§ BRIEF:
Pull every "index" line out of the data below.

§ DATA SEGMENT:
[Start]

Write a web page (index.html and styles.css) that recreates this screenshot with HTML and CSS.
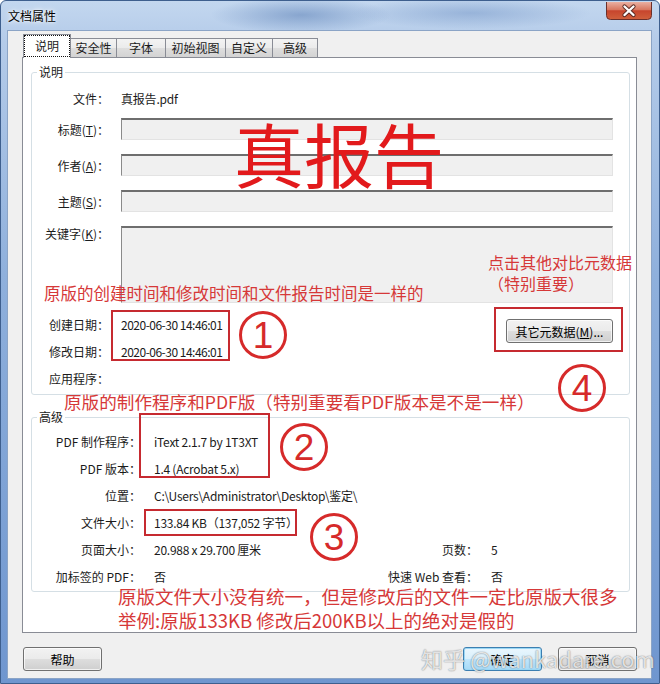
FILE: index.html
```html
<!DOCTYPE html>
<html lang="zh-CN">
<head>
    <meta charset="UTF-8">
    <meta name="viewport" content="width=device-width, initial-scale=1.0">
    <title>文档属性</title>
    <link rel="stylesheet" href="styles.css">
</head>
<body>

<div class="window">
    <div class="titlebar">
        <span class="title">文档属性</span>
        <div class="close-btn">
            <svg width="46" height="18" viewBox="0 0 46 18">
                <defs>
                    <linearGradient id="cg" x1="0" y1="0" x2="0" y2="1">
                        <stop offset="0" stop-color="#eab0a2"/>
                        <stop offset="0.45" stop-color="#d8765f"/>
                        <stop offset="0.5" stop-color="#c7452d"/>
                        <stop offset="1" stop-color="#d0603c"/>
                    </linearGradient>
                </defs>
                <path d="M0.5 0 V13.5 Q0.5 17.5 4.5 17.5 H41.5 Q45.5 17.5 45.5 13.5 V0" fill="url(#cg)" stroke="#6b2f2a"/>
                <path d="M18.5 4.5 L27.5 13 M27.5 4.5 L18.5 13" stroke="#5a2a24" stroke-width="4.2" stroke-linecap="round"/>
                <path d="M18.5 4.5 L27.5 13 M27.5 4.5 L18.5 13" stroke="#ffffff" stroke-width="2.4" stroke-linecap="round"/>
            </svg>
        </div>
    </div>

    <div class="client">
        <div class="tabs">
            <div class="tab active"><span class="focus">说明</span></div>
            <div class="tab tab-w46">安全性</div>
            <div class="tab tab-w49">字体</div>
            <div class="tab tab-w60">初始视图</div>
            <div class="tab tab-w47">自定义</div>
            <div class="tab tab-w45">高级</div>
        </div>

        <div class="panel">
            <fieldset class="group group-desc">
                <legend>说明</legend>
                <div class="row row-file">
                    <span class="lbl">文件：</span>
                    <span class="val">真报告.pdf</span>
                </div>
                <div class="row row-edit">
                    <span class="lbl">标题(<u>T</u>)：</span>
                    <span class="edit"></span>
                </div>
                <div class="row row-edit">
                    <span class="lbl">作者(<u>A</u>)：</span>
                    <span class="edit"></span>
                </div>
                <div class="row row-edit">
                    <span class="lbl">主题(<u>S</u>)：</span>
                    <span class="edit"></span>
                </div>
                <div class="row row-kw">
                    <span class="lbl">关键字(<u>K</u>)：</span>
                    <span class="edit edit-multi"></span>
                </div>
                <div class="meta">
                    <div class="dates">
                        <div class="row row-date">
                            <span class="lbl">创建日期：</span>
                            <span class="val val-date">2020-06-30 14:46:01</span>
                        </div>
                        <div class="row row-date">
                            <span class="lbl">修改日期：</span>
                            <span class="val val-date">2020-06-30 14:46:01</span>
                        </div>
                        <div class="row row-date">
                            <span class="lbl">应用程序：</span>
                            <span class="val"></span>
                        </div>
                    </div>
                    <button class="btn btn-meta">其它元数据(<u>M</u>)...</button>
                </div>
            </fieldset>

            <fieldset class="group group-adv">
                <legend>高级</legend>
                <div class="arow">
                    <span class="albl">PDF 制作程序：</span>
                    <span class="aval">iText 2.1.7 by 1T3XT</span>
                </div>
                <div class="arow">
                    <span class="albl">PDF 版本：</span>
                    <span class="aval">1.4 (Acrobat 5.x)</span>
                </div>
                <div class="arow">
                    <span class="albl">位置：</span>
                    <span class="aval">C:\Users\Administrator\Desktop\鉴定\</span>
                </div>
                <div class="arow">
                    <span class="albl">文件大小：</span>
                    <span class="aval">133.84 KB（137,052 字节）</span>
                </div>
                <div class="arow">
                    <span class="albl">页面大小：</span>
                    <span class="aval aval-fixed">20.988 x 29.700 厘米</span>
                    <span class="albl2">页数：</span>
                    <span class="aval">5</span>
                </div>
                <div class="arow">
                    <span class="albl">加标签的 PDF：</span>
                    <span class="aval aval-fixed">否</span>
                    <span class="albl2">快速 Web 查看：</span>
                    <span class="aval">否</span>
                </div>
            </fieldset>
        </div>

        <div class="buttons">
            <button class="btn">帮助</button>
            <button class="btn btn-default">确定</button>
            <button class="btn">取消</button>
        </div>
    </div>

    <!-- red annotations drawn on top of the screenshot -->
    <div class="note note-big">真报告</div>
    <div class="note note-meta">点击其他对比元数据<br>（特别重要）</div>
    <div class="note note-dates">原版的创建时间和修改时间和文件报告时间是一样的</div>
    <div class="note note-producer">原版的制作程序和PDF版（特别重要看PDF版本是不是一样）</div>
    <div class="note note-size">原版文件大小没有统一，但是修改后的文件一定比原版大很多<br>举例:原版133KB 修改后200KB以上的绝对是假的</div>

    <div class="mark mark-dates"></div>
    <div class="mark mark-meta"></div>
    <div class="mark mark-producer"></div>
    <div class="mark mark-size"></div>

    <svg class="circ circ-1" width="50" height="50" viewBox="0 0 50 50">
        <circle cx="25" cy="25" r="22.5" fill="none" stroke="#d62a2a" stroke-width="3"/>
        <text x="25" y="38" text-anchor="middle">1</text>
    </svg>
    <svg class="circ circ-2" width="50" height="50" viewBox="0 0 50 50">
        <circle cx="25" cy="25" r="22.5" fill="none" stroke="#d62a2a" stroke-width="3"/>
        <text x="25" y="38" text-anchor="middle">2</text>
    </svg>
    <svg class="circ circ-3" width="50" height="50" viewBox="0 0 50 50">
        <circle cx="25" cy="25" r="22.5" fill="none" stroke="#d62a2a" stroke-width="3"/>
        <text x="25" y="38" text-anchor="middle">3</text>
    </svg>
    <svg class="circ circ-4" width="50" height="50" viewBox="0 0 50 50">
        <circle cx="25" cy="25" r="22.5" fill="none" stroke="#d62a2a" stroke-width="3"/>
        <text x="25" y="38" text-anchor="middle">4</text>
    </svg>

    <div class="watermark">知乎 @wankadare.com</div>
</div>

</body>
</html>
```

FILE: styles.css
```css
* {
    box-sizing: border-box;
}
body {
    margin: 0;
    font-family: "Noto Sans CJK SC", "Open Sans", sans-serif;
    font-size: 12px;
    color: #1b1b1b;
    background: #ffffff;
}
.window {
    position: relative;
    width: 660px;
    height: 684px;
    display: flex;
    flex-direction: column;
    border-radius: 6px 6px 0 0;
    overflow: hidden;
    background:
        radial-gradient(ellipse 90px 18px at 300px 14px, rgba(70,110,170,0.45), rgba(70,110,170,0)),
        radial-gradient(ellipse 120px 16px at 470px 12px, rgba(80,120,180,0.35), rgba(80,120,180,0)),
        linear-gradient(180deg, #c3d7ef 0%, #b4cbe9 6%, #8fb0dc 40%, #6f96cf 100%);
    border: 1px solid #3e5f8e;
}

/* title bar */
.titlebar {
    height: 29px;
    display: flex;
    align-items: flex-start;
    padding: 0 7px 0 7px;
}
.title {
    line-height: 29px;
    color: #000;
    text-shadow: 0 0 6px #ffffff, 0 0 3px #ffffff;
}
.close-btn {
    margin-left: auto;
    margin-top: 1px;
    height: 18px;
}
.close-btn svg {
    display: block;
}

/* client area */
.client {
    flex: 1;
    margin: 0 7px 6px 6px;
    padding: 3px 14px 7px 14px;
    background: #f0f0f0;
    border: 1px solid #8ba4c6;
}
.tabs {
    display: flex;
    align-items: flex-end;
    height: 23px;
    padding-left: 1px;
}
.tab {
    height: 19px;
    line-height: 17px;
    text-align: center;
    border: 1px solid #898c95;
    border-bottom: none;
    margin-left: -1px;
    background: linear-gradient(180deg, #f3f3f3 0%, #ebebeb 50%, #dedede 51%, #d3d3d3 100%);
    white-space: nowrap;
}
.tab-w46 { width: 47px; }
.tab-w49 { width: 50px; }
.tab-w60 { width: 61px; }
.tab-w47 { width: 48px; }
.tab-w45 { width: 46px; }
.tab.active {
    width: 48px;
    height: 24px;
    margin-left: 0;
    margin-bottom: -1px;
    position: relative;
    z-index: 1;
    background: #ffffff;
    padding: 0;
}
.tab.active .focus {
    display: block;
    height: 22px;
    line-height: 20px;
    border: 1px dotted #111;
}

.panel {
    height: 576px;
    border: 1px solid #898c95;
    background: #ffffff;
    padding: 6px 6px 0 8px;
}

/* group boxes */
.group {
    margin: 0;
    min-width: 0;
    border: 1px solid #d5dfe5;
    border-radius: 3px;
}
.group legend {
    margin-left: 5px;
    padding: 0 2px;
    line-height: 16px;
}
.group-desc {
    padding: 0 16px 2px 0;
}
.group-adv {
    margin-top: 14px;
    padding: 3px 16px 1px 0;
}

.row {
    display: flex;
    align-items: center;
}
.lbl {
    width: 77px;
    flex-shrink: 0;
    text-align: right;
    white-space: nowrap;
}
.val {
    margin-left: 12px;
    white-space: nowrap;
    letter-spacing: -0.2px;
}
.val-date {
    letter-spacing: -0.5px;
}
.row-file {
    height: 20px;
    margin-top: 8px;
}
.row-edit {
    margin-top: 14px;
}
.row-file + .row-edit {
    margin-top: 10px;
}
.row-kw {
    margin-top: 14px;
    align-items: flex-start;
}
.row-kw .lbl {
    line-height: 16px;
}
.edit {
    display: block;
    flex: 1;
    margin-left: 12px;
    height: 22px;
    background: #f0f0f0;
    border: 1px solid #e3e3e3;
    border-top: 2px solid #6e6e6e;
    border-left: 1px solid #8a8a8a;
}
.edit-multi {
    height: 77px;
}

.meta {
    display: flex;
    justify-content: space-between;
    align-items: flex-start;
    margin-top: 8px;
}
.row-date {
    height: 27px;
}

/* advanced rows */
.arow {
    display: flex;
    align-items: center;
    height: 27px;
    white-space: nowrap;
}
.albl {
    width: 109px;
    flex-shrink: 0;
    text-align: right;
}
.aval {
    margin-left: 13px;
    letter-spacing: -0.25px;
}
.aval-fixed {
    width: 227px;
    flex-shrink: 0;
}
.albl2 {
    width: 97px;
    flex-shrink: 0;
    text-align: right;
}

/* buttons */
.btn {
    width: 79px;
    height: 24px;
    padding: 0;
    font: inherit;
    color: #000;
    border: 1px solid #707070;
    border-radius: 3px;
    background: linear-gradient(180deg, #f2f2f2 0%, #ebebeb 48%, #dddddd 52%, #cfcfcf 100%);
    box-shadow: inset 0 0 0 1px rgba(255,255,255,0.7);
}
.btn-meta {
    width: 107px;
    margin-top: 8px;
}
.btn-default {
    border-color: #3c7fb1;
    background: linear-gradient(180deg, #eaf6fd 0%, #d9f0fc 48%, #bee6fd 52%, #a7d9f5 100%);
    box-shadow: inset 0 0 0 1px #9ad7f4;
}
.buttons {
    display: flex;
    gap: 16px;
    margin-top: 14px;
    padding-left: 1px;
}
.buttons .btn-default {
    margin-left: auto;
}

/* annotations */
.note {
    position: absolute;
    color: #d63838;
    white-space: nowrap;
    font-size: 16.5px;
    line-height: 20px;
}
.note-big {
    left: 233px;
    top: 117px;
    font-size: 70px;
    line-height: 70px;
    color: #e21a1c;
}
.note-meta {
    left: 487px;
    top: 251px;
    font-size: 16px;
    line-height: 21px;
}
.note-dates {
    left: 43px;
    top: 282px;
}
.note-producer {
    left: 63px;
    top: 391px;
    font-size: 17.6px;
}
.note-size {
    left: 117px;
    top: 583px;
    font-size: 18.5px;
    line-height: 24px;
}

.mark {
    position: absolute;
    border: 2px solid #c62a30;
}
.mark-dates { left: 110px; top: 309px; width: 119px; height: 51px; }
.mark-meta { left: 493px; top: 306px; width: 129px; height: 45px; }
.mark-producer { left: 138px; top: 412px; width: 131px; height: 65px; }
.mark-size { left: 143px; top: 508px; width: 153px; height: 27px; }

.circ {
    position: absolute;
}
.circ text {
    font-family: "Liberation Sans", sans-serif;
    font-size: 37px;
    fill: #d62a2a;
}
.circ-1 { left: 237px; top: 309px; }
.circ-2 { left: 278px; top: 421px; }
.circ-3 { left: 308px; top: 511px; }
.circ-4 { left: 556px; top: 362px; }

.watermark {
    position: absolute;
    left: 420px;
    top: 644px;
    font-size: 22px;
    line-height: 26px;
    color: rgba(255,255,255,0.8);
    text-shadow: 0 0 1px rgba(0,0,0,0.45), 0 0 2px rgba(0,0,0,0.2);
    white-space: nowrap;
}
```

[End]

§ CORRECT ANSWER:
Write a web page (index.html and styles.css) that recreates this screenshot with HTML and CSS.
FILE: index.html
    z-index: 1;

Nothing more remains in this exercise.